Das Auto draußen wird von unserem Fahrer bewacht. Er wird durch einen Kopfschuss getötet. Unglaubliches Elend, nicht der richtigen ethnischen Gruppe anzugehören. Das erfahren wir, als wir aus dem Krankenhaus kommen. Die anderen liberianischen Fahrer schubsen uns ins Auto und befehlen uns, zu fliehen. Der Krieg in seiner ganzen Schönheit, ohne Musik.
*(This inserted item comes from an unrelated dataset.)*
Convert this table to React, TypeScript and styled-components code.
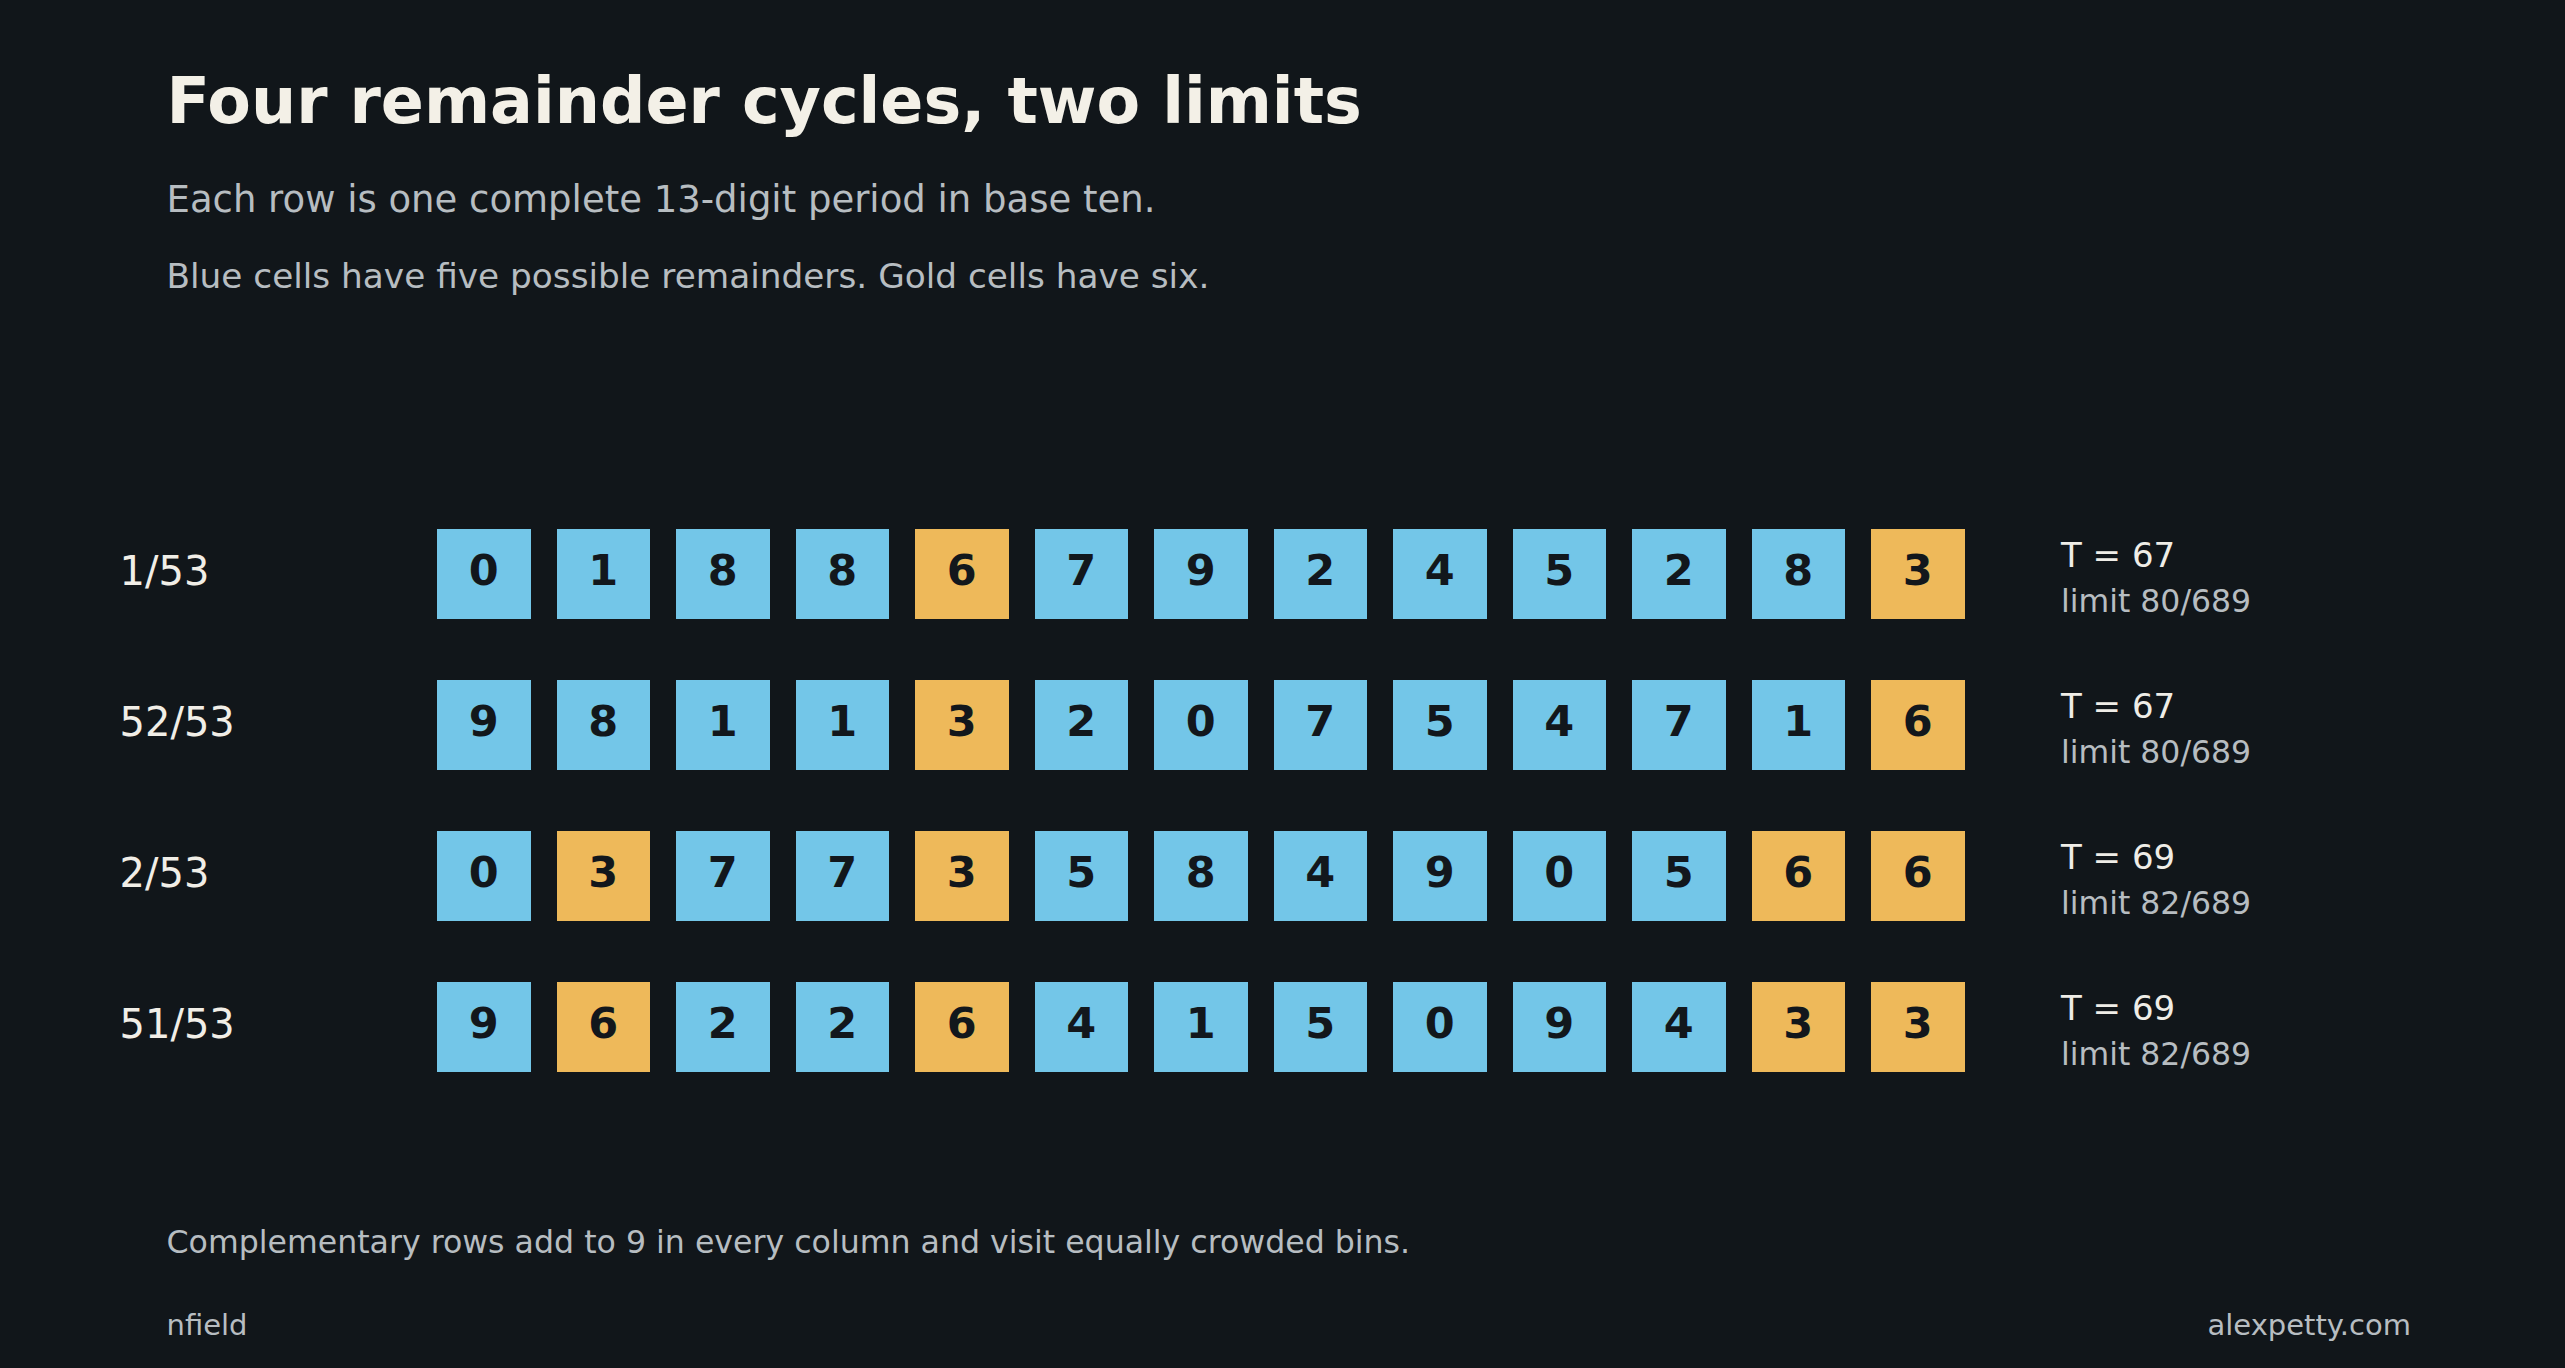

Hier begegneten wir dem Tod, wie er für uns nicht existierte. Ein unwürdiger Tod, ein willkürlicher Tod, von denen, die blindlings junge wie alte Menschen niedermähen. Ein Tod, den du nicht verstehen kannst. Du kannst begleiten, du kannst helfen. Du kannst nicht das verdammte Gewehr nehmen und abdrücken.

Der Tod, die Antithese zum Leben. Auch er musste erzählt werden. Der Tod von Einem oder der Tod von Tausende. Denn zu jedem Tod gehört ein Mensch.
 

Anmerkungen

1  TEDx Talks werden auf YouTube ausgestrahlt und behandeln ein Thema oder eine Idee vor einem Publikum, bei einer Länge von maximal 18 Minuten. Der TEDx Talk von Dr. Igor Auriant ist unter diesem Link zu finden.